The third chapter of Le Book Club was launched Wednesday 29 January and is still on. This part of the show is based on Marie Sjøvold’s most recent photobook, The Practice of Presence (2020). It comprises four separate print publications set in a black box, each exploring a particular aspect of Sjøvold’s experience of staying away from the Internet and social media for one year. At Fotogalleriet, the work is presented as miniature exhibitions arranged on four tables, each imposing a different set of conditions for the reader’s experience of the work: the first table invites visitors to engage in an intimate interaction, with stools set apart; the second table opens up the opportunity to explore the work with others; the third table presents the photobook in a static form under glass, with each of the four publications opened to show a particular spread; the fourth table in turn invites visitors to open each of the four publications to the page that attracted them the most, leaving it open for the next reader as part of an ever-changing exhibition.
Passing from one table to the next introduces changes to the reading situation, which in turn affects our perception of The Practice of Presence, thereby affecting the meaning and significance of the photobook. These shifts in meaning do not always lend themselves to easy articulation, but over time it becomes productively palpable. As such, Le Book Club’s third instalment becomes an exploration in four parts of the photobook as an experience – a perspective that is conspicuously absent from the photobook discourse even though contemporary photobook practices are largely about exploring precisely the experiential relationship between the book-object and the reader.

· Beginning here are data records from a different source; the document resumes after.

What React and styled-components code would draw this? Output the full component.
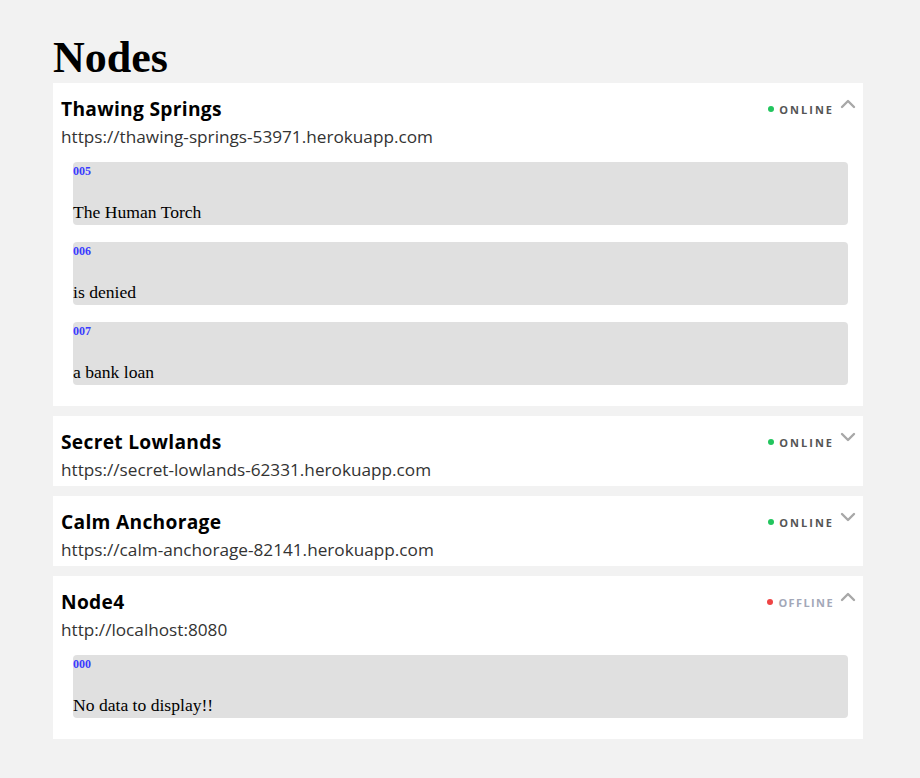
import React from 'react';
import styled, { createGlobalStyle } from 'styled-components';

const GlobalStyle = createGlobalStyle`
  body {
    margin: 0;
    background: #f2f2f2;
    font-family: 'Liberation Serif', serif;
  }
`;

// Page wrapper
const Page = styled.div`
  padding: 32px 0 40px 53px;
`;

const Container = styled.div`
  width: 810px;
`;

const Heading = styled.h1`
  margin: 0;
  font-family: 'Liberation Serif', serif;
  font-size: 44px;
  font-weight: bold;
  color: #000;
`;

const NodeList = styled.div`
  display: flex;
  flex-direction: column;
  gap: 10px;
`;

// One node card
const Card = styled.section`
  background: #fff;
  padding: 14px 8px 5px 8px;
`;

const CardHeader = styled.div`
  display: flex;
  justify-content: space-between;
  align-items: center;
  height: 24px;
`;

const Title = styled.h2`
  margin: 0;
  font-family: 'Open Sans', sans-serif;
  font-size: 19.2px;
  line-height: 24px;
  letter-spacing: 0.3px;
  font-weight: bold;
  color: #000;
`;

const StatusGroup = styled.div`
  display: flex;
  align-items: center;
`;

const Dot = styled.span`
  width: 6px;
  height: 6px;
  border-radius: 50%;
  background: ${(p) => (p.$online ? '#22c55e' : '#ef4444')};
  margin-right: 5px;
`;

const StatusText = styled.span`
  font-family: 'Open Sans', sans-serif;
  font-size: 11px;
  font-weight: bold;
  letter-spacing: ${(p) => (p.$online ? '2px' : '1.4px')};
  color: ${(p) => (p.$online ? '#555' : '#a3a8b8')};
  margin-right: 6px;
`;

const Chevron = styled.svg`
  width: 16px;
  height: 16px;
  margin-bottom: 11px;
  margin-right: -1px;
`;

const Url = styled.div`
  margin-top: 5px;
  font-family: 'Open Sans', sans-serif;
  font-size: 17.2px;
  line-height: 22px;
  color: #333;
`;

const Items = styled.div`
  display: flex;
  flex-direction: column;
  gap: 17px;
  padding: 14px 7px 16px 12px;
`;

const Item = styled.div`
  background: #e0e0e0;
  border-radius: 4px;
  height: 63px;
  box-sizing: border-box;
  padding-top: 2px;
`;

const ItemLabel = styled.div`
  font-family: 'Liberation Serif', serif;
  font-size: 12px;
  line-height: 14px;
  font-weight: bold;
  color: #3b3bff;
`;

const ItemText = styled.p`
  margin: 24px 0 0 0;
  font-family: 'Liberation Serif', serif;
  font-size: 17.6px;
  line-height: 20px;
  color: #000;
`;

const ChevronIcon = ({ up }) => (
  <Chevron viewBox="0 0 16 16" fill="none">
    <path
      d={up ? 'M2 11 L8 5 L14 11' : 'M2 5 L8 11 L14 5'}
      stroke="#a8a8a8"
      strokeWidth="2.4"
      strokeLinecap="round"
      strokeLinejoin="round"
    />
  </Chevron>
);

const nodes = [
  {
    name: 'Thawing Springs',
    url: 'https://thawing-springs-53971.herokuapp.com',
    online: true,
    open: true,
    items: [
      { id: '005', text: 'The Human Torch' },
      { id: '006', text: 'is denied' },
      { id: '007', text: 'a bank loan' },
    ],
  },
  {
    name: 'Secret Lowlands',
    url: 'https://secret-lowlands-62331.herokuapp.com',
    online: true,
    open: false,
    items: [],
  },
  {
    name: 'Calm Anchorage',
    url: 'https://calm-anchorage-82141.herokuapp.com',
    online: true,
    open: false,
    items: [],
  },
  {
    name: 'Node4',
    url: 'http://localhost:8080',
    online: false,
    open: true,
    items: [{ id: '000', text: 'No data to display!!' }],
  },
];

const Node = ({ node }) => (
  <Card>
    <CardHeader>
      <Title>{node.name}</Title>
      <StatusGroup>
        <Dot $online={node.online} />
        <StatusText $online={node.online}>{node.online ? 'ONLINE' : 'OFFLINE'}</StatusText>
        <ChevronIcon up={node.open} />
      </StatusGroup>
    </CardHeader>
    <Url>{node.url}</Url>
    {node.open && (
      <Items>
        {node.items.map((item) => (
          <Item key={item.id}>
            <ItemLabel>{item.id}</ItemLabel>
            <ItemText>{item.text}</ItemText>
          </Item>
        ))}
      </Items>
    )}
  </Card>
);

const App = () => {
  return (
    <>
      <GlobalStyle />
      <Page>
        <Container>
          <Heading>Nodes</Heading>
          <NodeList>
            {nodes.map((node) => (
              <Node key={node.name} node={node} />
            ))}
          </NodeList>
        </Container>
      </Page>
    </>
  );
};

export default App;
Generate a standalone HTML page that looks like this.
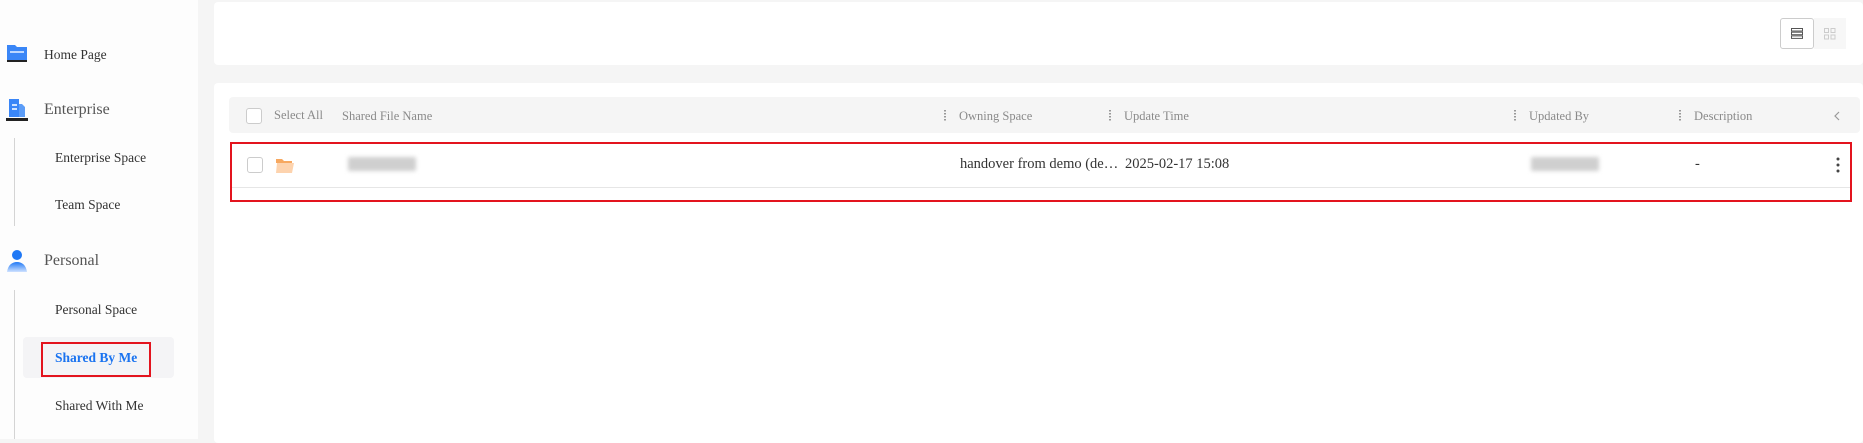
<!DOCTYPE html>
<html><head><meta charset="utf-8"><style>
*{margin:0;padding:0;box-sizing:border-box}
body{width:1863px;height:439px;background:#f5f5f5;font-family:"Liberation Serif","Noto Serif CJK SC",serif;position:relative;overflow:hidden;color:#333}
.a{position:absolute;white-space:nowrap}
.side{left:0;top:0;width:198px;height:439px;background:#fdfdfd}
.nav{font-size:13.5px;color:#333;line-height:16px}
.grp{font-size:16px;color:#555;line-height:18px}
.vl{width:1px;background:#d4d4d4}
.card{background:#fff;border-radius:4px}
.hd{font-size:12.5px;color:#8a8a8a;line-height:15px}
.dv{width:2px;height:12px;background-image:linear-gradient(#999 50%,transparent 50%);background-size:2px 3px}
.cb{width:16px;height:16px;border:1px solid #ccc;border-radius:3px;background:#fff}
.blur{background:#cfcfcf;filter:blur(2px);border-radius:2px}
.rt{font-size:14.5px;color:#333}
</style></head><body>
<div class="a side"></div>
<svg class="a" style="left:6px;top:44px" width="22" height="19" viewBox="0 0 22 19"><path d="M1 1h8l2 2h10v13H1z" fill="#3a86f7"/><rect x="4" y="7" width="14" height="2" fill="#bcd7ff"/><rect x="1" y="16" width="20" height="2" fill="#222"/></svg>
<div class="a nav" style="left:44px;top:47px">Home Page</div>
<svg class="a" style="left:6px;top:98px" width="22" height="23" viewBox="0 0 22 23"><rect x="3" y="1" width="10" height="18" fill="#3a86f7"/><path d="M13 6h3l3 3v10h-6z" fill="#5c9df8"/><rect x="6" y="6" width="5" height="2" fill="#cfe2ff"/><rect x="6" y="10" width="5" height="2" fill="#cfe2ff"/><rect x="0" y="20" width="22" height="3" fill="#222"/></svg>
<div class="a grp" style="left:44px;top:101px">Enterprise</div>
<div class="a vl" style="left:14px;top:138px;height:88px"></div>
<div class="a nav" style="left:55px;top:150px">Enterprise Space</div>
<div class="a nav" style="left:55px;top:197px">Team Space</div>
<svg class="a" style="left:6px;top:250px" width="22" height="22" viewBox="0 0 22 22"><defs><linearGradient id="g" x1="0" y1="0" x2="0" y2="1"><stop offset="0" stop-color="#1f78f5"/><stop offset="1" stop-color="#cfe2ff"/></linearGradient></defs><circle cx="11" cy="5" r="5" fill="#1f78f5"/><path d="M1 22c1-7 5-10 10-10s9 3 10 10z" fill="url(#g)"/></svg>
<div class="a grp" style="left:44px;top:252px">Personal</div>
<div class="a vl" style="left:14px;top:290px;height:149px"></div>
<div class="a nav" style="left:55px;top:302px">Personal Space</div>
<div class="a" style="left:23px;top:337px;width:151px;height:41px;background:#f4f4f6;border-radius:4px"></div>
<div class="a" style="left:41px;top:342px;width:110px;height:35px;border:2px solid #e3141e"></div>
<div class="a nav" style="left:55px;top:350px;color:#1a73f0;font-weight:bold">Shared By Me</div>
<div class="a nav" style="left:55px;top:398px">Shared With Me</div>

<div class="a card" style="left:214px;top:2px;width:1649px;height:63px"></div>
<div class="a" style="left:1780px;top:18px;width:34px;height:31px;border:1px solid #ccc;border-radius:3px;background:#fff"></div>
<svg class="a" style="left:1791px;top:28px" width="12" height="11" viewBox="0 0 12 11"><rect x="0.5" y="0.5" width="11" height="2.5" fill="none" stroke="#555"/><rect x="0.5" y="4.2" width="11" height="2.5" fill="none" stroke="#555"/><rect x="0.5" y="7.9" width="11" height="2.5" fill="none" stroke="#555"/></svg>
<div class="a" style="left:1814px;top:18px;width:32px;height:31px;background:#f7f7f7"></div>
<svg class="a" style="left:1824px;top:28px" width="12" height="12" viewBox="0 0 12 12"><g fill="none" stroke="#ccc"><rect x="0.5" y="0.5" width="4" height="4"/><rect x="7" y="0.5" width="4" height="4"/><rect x="0.5" y="7" width="4" height="4"/><rect x="7" y="7" width="4" height="4"/></g></svg>

<div class="a card" style="left:214px;top:83px;width:1649px;height:360px"></div>
<div class="a" style="left:229px;top:97px;width:1631px;height:36px;background:#f5f5f5;border-radius:4px"></div>
<div class="a cb" style="left:246px;top:108px"></div>
<div class="a hd" style="left:274px;top:108px">Select All</div>
<div class="a hd" style="left:342px;top:109px">Shared File Name</div>
<div class="a dv" style="left:944px;top:110px"></div>
<div class="a hd" style="left:959px;top:109px">Owning Space</div>
<div class="a dv" style="left:1109px;top:110px"></div>
<div class="a hd" style="left:1124px;top:109px">Update Time</div>
<div class="a dv" style="left:1514px;top:110px"></div>
<div class="a hd" style="left:1529px;top:109px">Updated By</div>
<div class="a dv" style="left:1679px;top:110px"></div>
<div class="a hd" style="left:1694px;top:109px">Description</div>
<svg class="a" style="left:1834px;top:111px" width="6" height="10" viewBox="0 0 6 10"><path d="M5 1L1 5l4 4" fill="none" stroke="#999" stroke-width="1.2"/></svg>

<div class="a" style="left:232px;top:187px;width:1618px;height:1px;background:#e6e6e6"></div>
<div class="a cb" style="left:247px;top:157px"></div>
<svg class="a" style="left:276px;top:159px" width="18" height="14" viewBox="0 0 18 14"><path d="M0 0h6l2 2h8v2H0z" fill="#f7a860"/><path d="M1 4h17l-2 10H0z" fill="#fdd3ae"/></svg>
<div class="a blur" style="left:348px;top:157px;width:68px;height:14px"></div>
<div class="a rt" style="left:960px;top:156px">handover from demo (de…</div>
<div class="a rt" style="left:1125px;top:156px">2025-02-17 15:08</div>
<div class="a blur" style="left:1531px;top:157px;width:68px;height:14px"></div>
<div class="a rt" style="left:1695px;top:156px">-</div>
<svg class="a" style="left:1836px;top:157px" width="4" height="16" viewBox="0 0 4 16"><circle cx="2" cy="2" r="1.5" fill="#444"/><circle cx="2" cy="8" r="1.5" fill="#444"/><circle cx="2" cy="14" r="1.5" fill="#444"/></svg>
<div class="a" style="left:230px;top:142px;width:1622px;height:60px;border:2px solid #e3141e"></div>
</body></html>
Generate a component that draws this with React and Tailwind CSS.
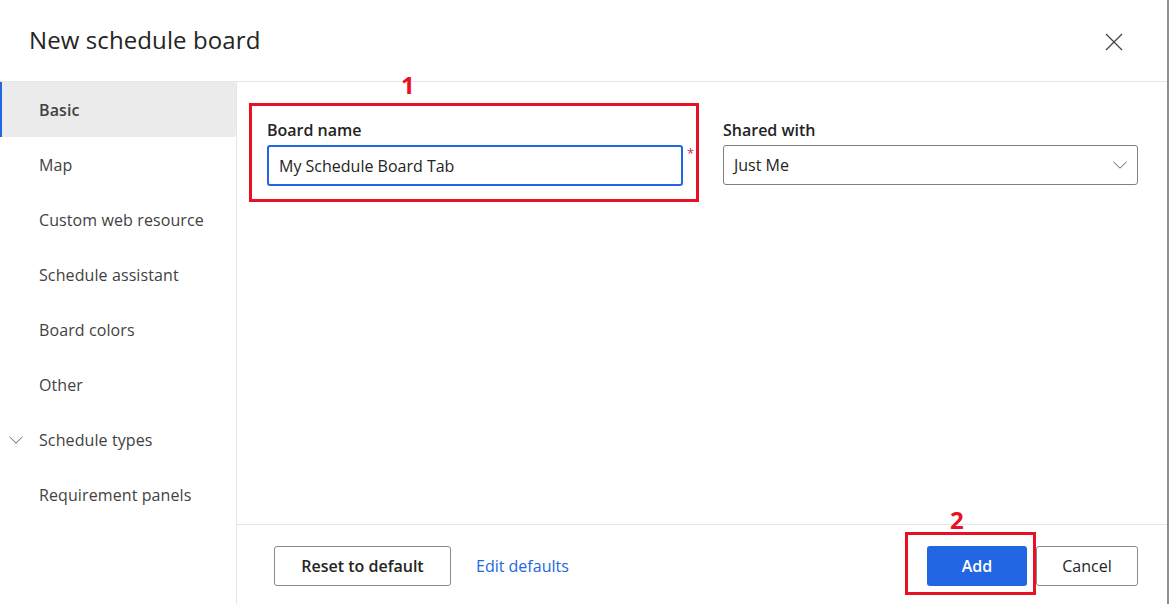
import React from "react";

const font = { fontFamily: '"Open Sans", "Noto Sans", sans-serif' };

function Chevron({ className }) {
  return (
    <svg className={className} width="14" height="8" viewBox="0 0 14 8" fill="none">
      <path d="M0.5 0.8 L7 7.2 L13.5 0.8" stroke="#616161" strokeWidth="1" />
    </svg>
  );
}

const items = [
  "Basic",
  "Map",
  "Custom web resource",
  "Schedule assistant",
  "Board colors",
  "Other",
  "Schedule types",
  "Requirement panels",
];

export default function App() {
  return (
    <div
      className="w-[1169px] h-[604px] bg-white flex flex-col border-r-2 border-[#8e8e8e] text-[#242424] overflow-hidden"
      style={font}
    >
      {/* Header */}
      <div className="h-[82px] shrink-0 flex items-center justify-between pl-[29px] pr-[44px] border-b border-[#e6e6e6]">
        <h1 className="text-[24px] leading-none font-normal text-[#242424] tracking-[0.1px] pb-[1px]">
          New schedule board
        </h1>
        <svg width="18" height="18" viewBox="0 0 18 18" fill="none" className="mt-[3px]">
          <path d="M1 1 L17 17 M17 1 L1 17" stroke="#424242" strokeWidth="1.2" />
        </svg>
      </div>

      {/* Body */}
      <div className="flex flex-1 min-h-0">
        {/* Sidebar */}
        <div className="w-[237px] shrink-0 border-r border-[#e6e6e6] flex flex-col">
          {items.map((it, i) => (
            <div
              key={it}
              className={
                "relative h-[55px] flex items-center pl-[39px] text-[16px] tracking-[0.1px] " +
                (i === 0
                  ? "bg-[#ebebeb] font-semibold text-[#424242] rounded-r-[3px]"
                  : "text-[#424242]")
              }
            >
              {i === 0 && (
                <span className="absolute left-0 top-0 bottom-0 w-[2px] bg-[#2266e3]" />
              )}
              {it === "Schedule types" && (
                <Chevron className="absolute left-[9px] top-[24px]" />
              )}
              {it}
            </div>
          ))}
        </div>

        {/* Content */}
        <div className="flex-1 flex flex-col min-w-0">
          <div className="flex-1 pt-[36px] pl-[30px] pr-[29px]">
            <div className="flex">
              {/* Board name */}
              <div className="relative flex">
                <div className="w-[416px]">
                  <div className="text-[16px] font-semibold leading-[24px] mb-[3px] text-[#242424]">
                    Board name
                  </div>
                  <div className="h-[41px] border-2 border-[#2266e3] rounded-[3px] flex items-center pl-[10px] text-[16px] text-[#242424]">
                    My Schedule Board Tab
                  </div>
                </div>
                <span className="text-[#c4314b] text-[13px] leading-none ml-[4px] mt-[29px]">*</span>
                {/* annotation */}
                <div className="absolute left-[-18px] top-[-15px] w-[450px] h-[99px] border-[3px] border-[#e81123] pointer-events-none" />
                <div className="absolute left-[134px] top-[-45px] text-[24px] font-bold leading-none text-[#e81123]">
                  1
                </div>
              </div>

              {/* Shared with */}
              <div className="ml-auto w-[415px]">
                <div className="text-[16px] font-semibold leading-[24px] mb-[3px] text-[#242424]">
                  Shared with
                </div>
                <div className="h-[40px] border border-[#808080] rounded-[3px] flex items-center justify-between pl-[10px] pr-[10px] text-[16px] text-[#242424]">
                  <span>Just Me</span>
                  <Chevron />
                </div>
              </div>
            </div>
          </div>

          {/* Footer */}
          <div className="h-[80px] shrink-0 border-t border-[#e6e6e6] flex items-center pl-[37px] pr-[29px] pt-[3px]">
            <button className="h-[40px] w-[177px] border border-[#8a8a8a] rounded-[3px] text-[16px] font-semibold text-[#242424] bg-white">
              Reset to default
            </button>
            <span className="ml-[25px] text-[16px] text-[#2266e3]">Edit defaults</span>
            <div className="ml-auto flex items-center gap-[9px]">
              <div className="relative">
                <button className="h-[40px] w-[100px] bg-[#2266e3] rounded-[3px] text-[16px] font-semibold text-white">
                  Add
                </button>
                <div className="absolute left-[-22px] top-[-14px] w-[131px] h-[63px] border-[3px] border-[#e81123] pointer-events-none" />
                <div className="absolute left-[23px] top-[-38px] text-[24px] font-bold leading-none text-[#e81123]">
                  2
                </div>
              </div>
              <button className="h-[40px] w-[102px] border border-[#8a8a8a] rounded-[3px] text-[16px] text-[#242424] bg-white">
                Cancel
              </button>
            </div>
          </div>
        </div>
      </div>
    </div>
  );
}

The first three chapters of Le Book Club interpret the photobook as an exhibition space in various ways, exploring it as a means of expression, curatorial work, and experience. Still, the overarching curatorial project creates unity out of this diversity, bringing the chapters together as heterogeneous expressions of the same point: that the photobook’s exhibition space is created in the singular meeting between book-object and reader within a physical and social context.